** Begin Given information **

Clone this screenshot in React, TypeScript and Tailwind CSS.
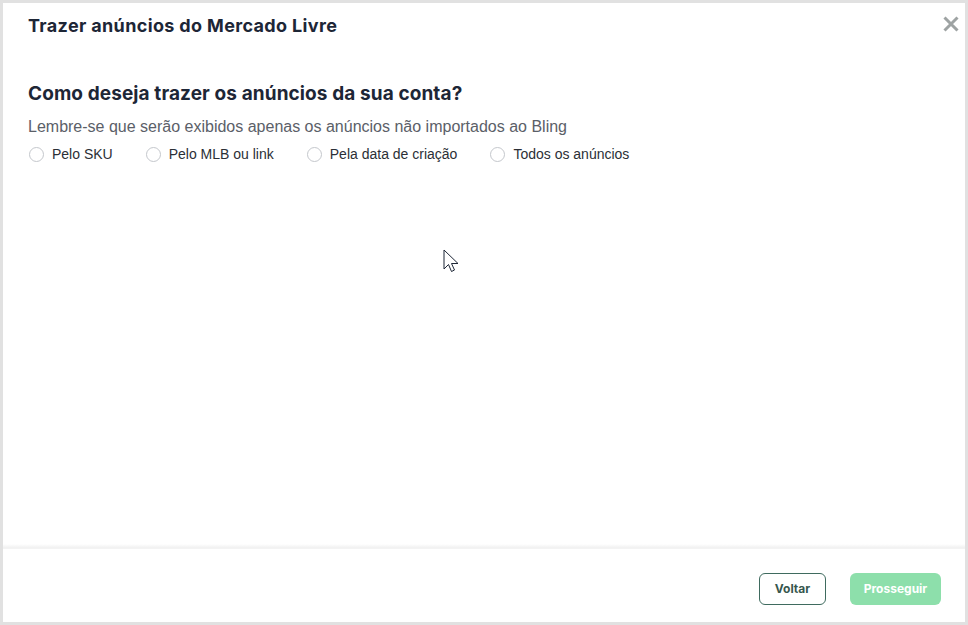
import React from "react";

function Radio({ label }: { label: string }) {
  return (
    <label className="flex items-center gap-[8px] cursor-pointer">
      <span className="w-[15px] h-[15px] rounded-full border border-[#c4c7cc] bg-white box-border" />
      <span className="text-[14px] text-[#2b2f36]" style={{ fontFamily: '"Liberation Sans", Arial, sans-serif' }}>
        {label}
      </span>
    </label>
  );
}

export default function App() {
  return (
    <div className="w-[968px] h-[625px] bg-[#e1e1e1] pt-[3px] pl-[3px] pr-[3px] pb-[3px] box-border">
      <div className="relative w-full h-full bg-white flex flex-col">
        {/* Header */}
        <div className="flex items-start justify-between pl-[25px] pr-[5px] pt-[12px]">
          <h1
            className="text-[18px] font-bold text-[#1d2636] leading-[22px] tracking-[0.35px]"
            style={{ fontFamily: 'Inter, "Noto Sans", sans-serif' }}
          >
            Trazer anúncios do Mercado Livre
          </h1>
          <button className="w-[18px] h-[18px] flex items-center justify-center text-[#9ea3a3]">
            <svg width="16" height="16" viewBox="0 0 16 16">
              <path d="M1.5 1.5 L14.5 14.5 M14.5 1.5 L1.5 14.5" stroke="#9ea3a3" strokeWidth="3" strokeLinecap="butt" />
            </svg>
          </button>
        </div>

        {/* Body */}
        <div className="flex-1 pl-[25px] pt-[45px]">
          <h2
            className="text-[19px] font-bold text-[#1d2636] leading-[24px] tracking-[0.1px]"
            style={{ fontFamily: 'Inter, "Noto Sans", sans-serif' }}
          >
            Como deseja trazer os anúncios da sua conta?
          </h2>
          <p
            className="mt-[11px] text-[16px] text-[#5b6068] leading-[20px]"
            style={{ fontFamily: '"Liberation Sans", Arial, sans-serif' }}
          >
            Lembre-se que serão exibidos apenas os anúncios não importados ao Bling
          </p>
          <div className="mt-[7px] flex items-center gap-[33px] pl-[1px]">
            <Radio label="Pelo SKU" />
            <Radio label="Pelo MLB ou link" />
            <Radio label="Pela data de criação" />
            <Radio label="Todos os anúncios" />
          </div>
        </div>

        {/* Footer */}
        <div className="h-[4px] bg-gradient-to-b from-white to-[#f0f0f0]" />
        <div className="h-[74px] flex items-start justify-end gap-[24px] pr-[24px] pt-[24px] border-t border-[#f3f3f3]">
          <button
            className="h-[32px] w-[67px] rounded-[6px] border border-[#3f6b5f] text-[12px] font-bold text-[#37574e] bg-white"
            style={{ fontFamily: 'Inter, "Noto Sans", sans-serif' }}
          >
            Voltar
          </button>
          <button
            className="h-[32px] w-[91px] rounded-[6px] bg-[#8ddfab] text-[12px] font-bold text-white"
            style={{ fontFamily: 'Inter, "Noto Sans", sans-serif' }}
          >
            Prosseguir
          </button>
        </div>

        {/* Cursor */}
        <svg className="absolute left-[440px] top-[246px]" width="20" height="28" viewBox="0 0 20 28">
          <path
            d="M1 1 L1 20 L5.5 15.5 L8.5 22.5 L11.5 21 L8.5 14.5 L15 14.5 Z"
            fill="white"
            stroke="#1d2636"
            strokeWidth="1"
            strokeLinejoin="miter"
          />
        </svg>
      </div>
    </div>
  );
}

** End Given information **

Please take the lines from the beginning of the data above through the line holding "import React from" and transcribe them exactly, without any pictures.

Clone this screenshot in React, TypeScript and Tailwind CSS.
import React from "react";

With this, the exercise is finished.